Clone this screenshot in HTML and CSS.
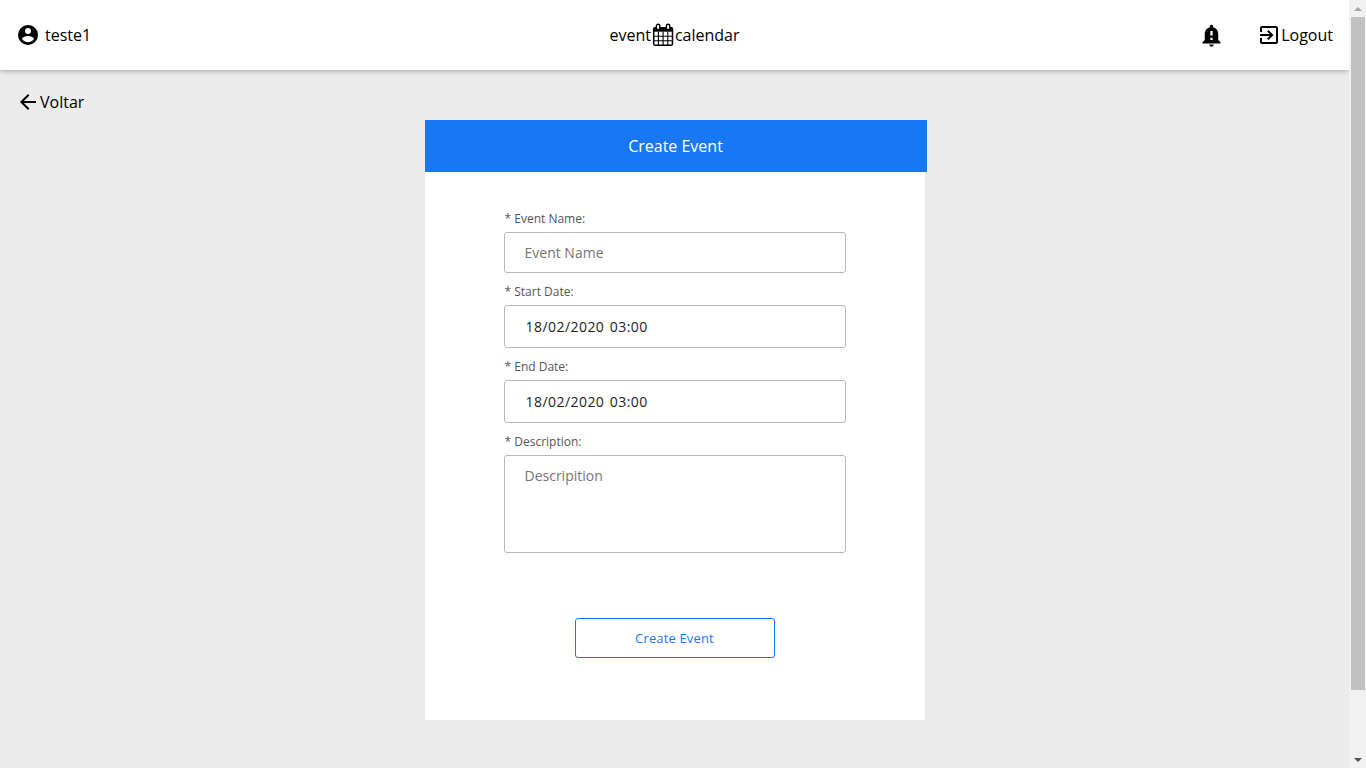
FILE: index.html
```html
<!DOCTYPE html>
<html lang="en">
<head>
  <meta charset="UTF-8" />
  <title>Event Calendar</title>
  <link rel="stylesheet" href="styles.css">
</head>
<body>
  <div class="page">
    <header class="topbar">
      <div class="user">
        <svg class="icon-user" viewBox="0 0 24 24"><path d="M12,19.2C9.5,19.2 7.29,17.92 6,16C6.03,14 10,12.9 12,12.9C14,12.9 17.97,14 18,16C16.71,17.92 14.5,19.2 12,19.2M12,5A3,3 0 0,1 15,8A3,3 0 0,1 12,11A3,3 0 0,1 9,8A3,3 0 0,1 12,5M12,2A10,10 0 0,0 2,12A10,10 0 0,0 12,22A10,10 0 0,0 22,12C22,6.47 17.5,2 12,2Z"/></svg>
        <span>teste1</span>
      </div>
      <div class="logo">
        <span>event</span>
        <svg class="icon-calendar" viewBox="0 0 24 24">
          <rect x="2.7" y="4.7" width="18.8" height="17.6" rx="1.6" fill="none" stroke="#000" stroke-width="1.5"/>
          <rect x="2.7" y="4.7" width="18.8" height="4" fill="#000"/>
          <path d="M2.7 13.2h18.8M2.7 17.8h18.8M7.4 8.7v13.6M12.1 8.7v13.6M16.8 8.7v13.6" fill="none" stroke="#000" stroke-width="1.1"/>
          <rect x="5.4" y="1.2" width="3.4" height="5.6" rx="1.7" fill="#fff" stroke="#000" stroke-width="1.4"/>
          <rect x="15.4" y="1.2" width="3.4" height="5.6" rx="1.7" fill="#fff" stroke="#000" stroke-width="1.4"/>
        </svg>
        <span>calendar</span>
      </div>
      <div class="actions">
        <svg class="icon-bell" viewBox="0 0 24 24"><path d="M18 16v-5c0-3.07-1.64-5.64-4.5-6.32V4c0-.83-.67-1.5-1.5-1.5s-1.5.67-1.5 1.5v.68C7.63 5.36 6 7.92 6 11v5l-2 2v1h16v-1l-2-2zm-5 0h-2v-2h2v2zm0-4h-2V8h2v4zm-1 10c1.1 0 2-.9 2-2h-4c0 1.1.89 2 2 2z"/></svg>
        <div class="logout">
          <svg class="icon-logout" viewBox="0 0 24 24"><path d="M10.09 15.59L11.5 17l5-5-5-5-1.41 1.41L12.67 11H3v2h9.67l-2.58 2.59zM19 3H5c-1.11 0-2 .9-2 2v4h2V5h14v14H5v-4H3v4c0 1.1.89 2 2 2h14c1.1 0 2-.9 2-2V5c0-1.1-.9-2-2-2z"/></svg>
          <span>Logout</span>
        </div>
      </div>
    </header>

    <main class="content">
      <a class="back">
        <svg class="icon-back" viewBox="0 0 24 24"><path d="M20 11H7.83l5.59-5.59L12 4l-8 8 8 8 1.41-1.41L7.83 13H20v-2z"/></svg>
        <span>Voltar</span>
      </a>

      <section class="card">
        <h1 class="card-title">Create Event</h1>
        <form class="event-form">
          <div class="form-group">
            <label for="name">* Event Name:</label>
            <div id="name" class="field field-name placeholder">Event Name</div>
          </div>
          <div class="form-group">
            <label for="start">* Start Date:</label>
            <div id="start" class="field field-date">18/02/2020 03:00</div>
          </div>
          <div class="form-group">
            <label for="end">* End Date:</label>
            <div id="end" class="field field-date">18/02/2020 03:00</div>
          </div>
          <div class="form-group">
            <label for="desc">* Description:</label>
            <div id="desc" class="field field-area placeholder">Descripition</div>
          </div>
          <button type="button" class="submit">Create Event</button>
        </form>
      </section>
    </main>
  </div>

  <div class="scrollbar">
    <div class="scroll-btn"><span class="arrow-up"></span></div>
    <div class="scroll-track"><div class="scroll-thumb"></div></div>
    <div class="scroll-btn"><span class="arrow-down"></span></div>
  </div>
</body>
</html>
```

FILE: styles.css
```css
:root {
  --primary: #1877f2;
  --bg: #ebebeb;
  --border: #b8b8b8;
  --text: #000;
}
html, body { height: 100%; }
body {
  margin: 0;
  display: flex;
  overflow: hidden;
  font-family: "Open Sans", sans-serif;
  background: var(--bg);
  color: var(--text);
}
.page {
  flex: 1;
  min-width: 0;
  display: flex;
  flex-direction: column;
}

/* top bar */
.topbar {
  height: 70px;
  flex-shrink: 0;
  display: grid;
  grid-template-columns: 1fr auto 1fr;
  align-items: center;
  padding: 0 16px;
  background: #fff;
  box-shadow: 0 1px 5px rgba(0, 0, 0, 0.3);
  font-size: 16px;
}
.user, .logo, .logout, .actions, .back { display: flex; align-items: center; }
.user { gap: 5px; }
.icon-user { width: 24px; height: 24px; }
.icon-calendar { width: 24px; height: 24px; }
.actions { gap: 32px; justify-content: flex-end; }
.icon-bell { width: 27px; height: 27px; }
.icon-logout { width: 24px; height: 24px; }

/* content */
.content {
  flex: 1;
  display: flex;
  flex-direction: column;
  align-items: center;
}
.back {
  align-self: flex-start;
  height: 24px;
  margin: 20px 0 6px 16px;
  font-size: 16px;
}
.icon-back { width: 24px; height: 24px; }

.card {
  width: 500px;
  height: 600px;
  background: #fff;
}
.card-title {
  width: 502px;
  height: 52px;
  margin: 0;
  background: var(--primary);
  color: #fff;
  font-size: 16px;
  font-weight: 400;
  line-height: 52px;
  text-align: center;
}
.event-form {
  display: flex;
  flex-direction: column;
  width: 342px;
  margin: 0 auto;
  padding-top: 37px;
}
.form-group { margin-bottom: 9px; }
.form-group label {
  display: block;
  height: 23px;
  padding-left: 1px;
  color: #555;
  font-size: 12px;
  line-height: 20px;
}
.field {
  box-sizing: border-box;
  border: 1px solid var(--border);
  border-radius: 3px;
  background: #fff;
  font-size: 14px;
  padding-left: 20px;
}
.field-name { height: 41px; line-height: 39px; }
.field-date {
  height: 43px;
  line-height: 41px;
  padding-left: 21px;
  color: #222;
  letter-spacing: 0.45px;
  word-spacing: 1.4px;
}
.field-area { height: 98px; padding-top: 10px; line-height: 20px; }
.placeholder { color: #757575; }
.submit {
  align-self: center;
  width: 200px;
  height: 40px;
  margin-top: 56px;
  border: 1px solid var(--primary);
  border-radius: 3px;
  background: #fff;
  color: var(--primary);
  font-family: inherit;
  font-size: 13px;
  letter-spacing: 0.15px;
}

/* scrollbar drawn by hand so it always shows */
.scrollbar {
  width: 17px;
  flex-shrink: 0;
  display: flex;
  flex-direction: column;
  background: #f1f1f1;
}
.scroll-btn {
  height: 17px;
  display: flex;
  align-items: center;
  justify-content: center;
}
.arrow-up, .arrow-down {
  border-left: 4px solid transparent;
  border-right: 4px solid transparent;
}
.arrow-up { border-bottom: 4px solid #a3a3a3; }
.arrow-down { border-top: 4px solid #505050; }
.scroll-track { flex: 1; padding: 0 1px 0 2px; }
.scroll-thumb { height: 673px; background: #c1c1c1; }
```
==*==
WHAT YOU WILL DO:
Copy the data character for character, but drop all pictures from the copy.

WRITTEN ANSWER:
Clone this screenshot in HTML and CSS.
FILE: index.html
```html
<!DOCTYPE html>
<html lang="en">
<head>
  <meta charset="UTF-8" />
  <title>Event Calendar</title>
  <link rel="stylesheet" href="styles.css">
</head>
<body>
  <div class="page">
    <header class="topbar">
      <div class="user">
        <svg class="icon-user" viewBox="0 0 24 24"><path d="M12,19.2C9.5,19.2 7.29,17.92 6,16C6.03,14 10,12.9 12,12.9C14,12.9 17.97,14 18,16C16.71,17.92 14.5,19.2 12,19.2M12,5A3,3 0 0,1 15,8A3,3 0 0,1 12,11A3,3 0 0,1 9,8A3,3 0 0,1 12,5M12,2A10,10 0 0,0 2,12A10,10 0 0,0 12,22A10,10 0 0,0 22,12C22,6.47 17.5,2 12,2Z"/></svg>
        <span>teste1</span>
      </div>
      <div class="logo">
        <span>event</span>
        <svg class="icon-calendar" viewBox="0 0 24 24">
          <rect x="2.7" y="4.7" width="18.8" height="17.6" rx="1.6" fill="none" stroke="#000" stroke-width="1.5"/>
          <rect x="2.7" y="4.7" width="18.8" height="4" fill="#000"/>
          <path d="M2.7 13.2h18.8M2.7 17.8h18.8M7.4 8.7v13.6M12.1 8.7v13.6M16.8 8.7v13.6" fill="none" stroke="#000" stroke-width="1.1"/>
          <rect x="5.4" y="1.2" width="3.4" height="5.6" rx="1.7" fill="#fff" stroke="#000" stroke-width="1.4"/>
          <rect x="15.4" y="1.2" width="3.4" height="5.6" rx="1.7" fill="#fff" stroke="#000" stroke-width="1.4"/>
        </svg>
        <span>calendar</span>
      </div>
      <div class="actions">
        <svg class="icon-bell" viewBox="0 0 24 24"><path d="M18 16v-5c0-3.07-1.64-5.64-4.5-6.32V4c0-.83-.67-1.5-1.5-1.5s-1.5.67-1.5 1.5v.68C7.63 5.36 6 7.92 6 11v5l-2 2v1h16v-1l-2-2zm-5 0h-2v-2h2v2zm0-4h-2V8h2v4zm-1 10c1.1 0 2-.9 2-2h-4c0 1.1.89 2 2 2z"/></svg>
        <div class="logout">
          <svg class="icon-logout" viewBox="0 0 24 24"><path d="M10.09 15.59L11.5 17l5-5-5-5-1.41 1.41L12.67 11H3v2h9.67l-2.58 2.59zM19 3H5c-1.11 0-2 .9-2 2v4h2V5h14v14H5v-4H3v4c0 1.1.89 2 2 2h14c1.1 0 2-.9 2-2V5c0-1.1-.9-2-2-2z"/></svg>
          <span>Logout</span>
        </div>
      </div>
    </header>

    <main class="content">
      <a class="back">
        <svg class="icon-back" viewBox="0 0 24 24"><path d="M20 11H7.83l5.59-5.59L12 4l-8 8 8 8 1.41-1.41L7.83 13H20v-2z"/></svg>
        <span>Voltar</span>
      </a>

      <section class="card">
        <h1 class="card-title">Create Event</h1>
        <form class="event-form">
          <div class="form-group">
            <label for="name">* Event Name:</label>
            <div id="name" class="field field-name placeholder">Event Name</div>
          </div>
          <div class="form-group">
            <label for="start">* Start Date:</label>
            <div id="start" class="field field-date">18/02/2020 03:00</div>
          </div>
          <div class="form-group">
            <label for="end">* End Date:</label>
            <div id="end" class="field field-date">18/02/2020 03:00</div>
          </div>
          <div class="form-group">
            <label for="desc">* Description:</label>
            <div id="desc" class="field field-area placeholder">Descripition</div>
          </div>
          <button type="button" class="submit">Create Event</button>
        </form>
      </section>
    </main>
  </div>

  <div class="scrollbar">
    <div class="scroll-btn"><span class="arrow-up"></span></div>
    <div class="scroll-track"><div class="scroll-thumb"></div></div>
    <div class="scroll-btn"><span class="arrow-down"></span></div>
  </div>
</body>
</html>
```

FILE: styles.css
```css
:root {
  --primary: #1877f2;
  --bg: #ebebeb;
  --border: #b8b8b8;
  --text: #000;
}
html, body { height: 100%; }
body {
  margin: 0;
  display: flex;
  overflow: hidden;
  font-family: "Open Sans", sans-serif;
  background: var(--bg);
  color: var(--text);
}
.page {
  flex: 1;
  min-width: 0;
  display: flex;
  flex-direction: column;
}

/* top bar */
.topbar {
  height: 70px;
  flex-shrink: 0;
  display: grid;
  grid-template-columns: 1fr auto 1fr;
  align-items: center;
  padding: 0 16px;
  background: #fff;
  box-shadow: 0 1px 5px rgba(0, 0, 0, 0.3);
  font-size: 16px;
}
.user, .logo, .logout, .actions, .back { display: flex; align-items: center; }
.user { gap: 5px; }
.icon-user { width: 24px; height: 24px; }
.icon-calendar { width: 24px; height: 24px; }
.actions { gap: 32px; justify-content: flex-end; }
.icon-bell { width: 27px; height: 27px; }
.icon-logout { width: 24px; height: 24px; }

/* content */
.content {
  flex: 1;
  display: flex;
  flex-direction: column;
  align-items: center;
}
.back {
  align-self: flex-start;
  height: 24px;
  margin: 20px 0 6px 16px;
  font-size: 16px;
}
.icon-back { width: 24px; height: 24px; }

.card {
  width: 500px;
  height: 600px;
  background: #fff;
}
.card-title {
  width: 502px;
  height: 52px;
  margin: 0;
  background: var(--primary);
  color: #fff;
  font-size: 16px;
  font-weight: 400;
  line-height: 52px;
  text-align: center;
}
.event-form {
  display: flex;
  flex-direction: column;
  width: 342px;
  margin: 0 auto;
  padding-top: 37px;
}
.form-group { margin-bottom: 9px; }
.form-group label {
  display: block;
  height: 23px;
  padding-left: 1px;
  color: #555;
  font-size: 12px;
  line-height: 20px;
}
.field {
  box-sizing: border-box;
  border: 1px solid var(--border);
  border-radius: 3px;
  background: #fff;
  font-size: 14px;
  padding-left: 20px;
}
.field-name { height: 41px; line-height: 39px; }
.field-date {
  height: 43px;
  line-height: 41px;
  padding-left: 21px;
  color: #222;
  letter-spacing: 0.45px;
  word-spacing: 1.4px;
}
.field-area { height: 98px; padding-top: 10px; line-height: 20px; }
.placeholder { color: #757575; }
.submit {
  align-self: center;
  width: 200px;
  height: 40px;
  margin-top: 56px;
  border: 1px solid var(--primary);
  border-radius: 3px;
  background: #fff;
  color: var(--primary);
  font-family: inherit;
  font-size: 13px;
  letter-spacing: 0.15px;
}

/* scrollbar drawn by hand so it always shows */
.scrollbar {
  width: 17px;
  flex-shrink: 0;
  display: flex;
  flex-direction: column;
  background: #f1f1f1;
}
.scroll-btn {
  height: 17px;
  display: flex;
  align-items: center;
  justify-content: center;
}
.arrow-up, .arrow-down {
  border-left: 4px solid transparent;
  border-right: 4px solid transparent;
}
.arrow-up { border-bottom: 4px solid #a3a3a3; }
.arrow-down { border-top: 4px solid #505050; }
.scroll-track { flex: 1; padding: 0 1px 0 2px; }
.scroll-thumb { height: 673px; background: #c1c1c1; }
```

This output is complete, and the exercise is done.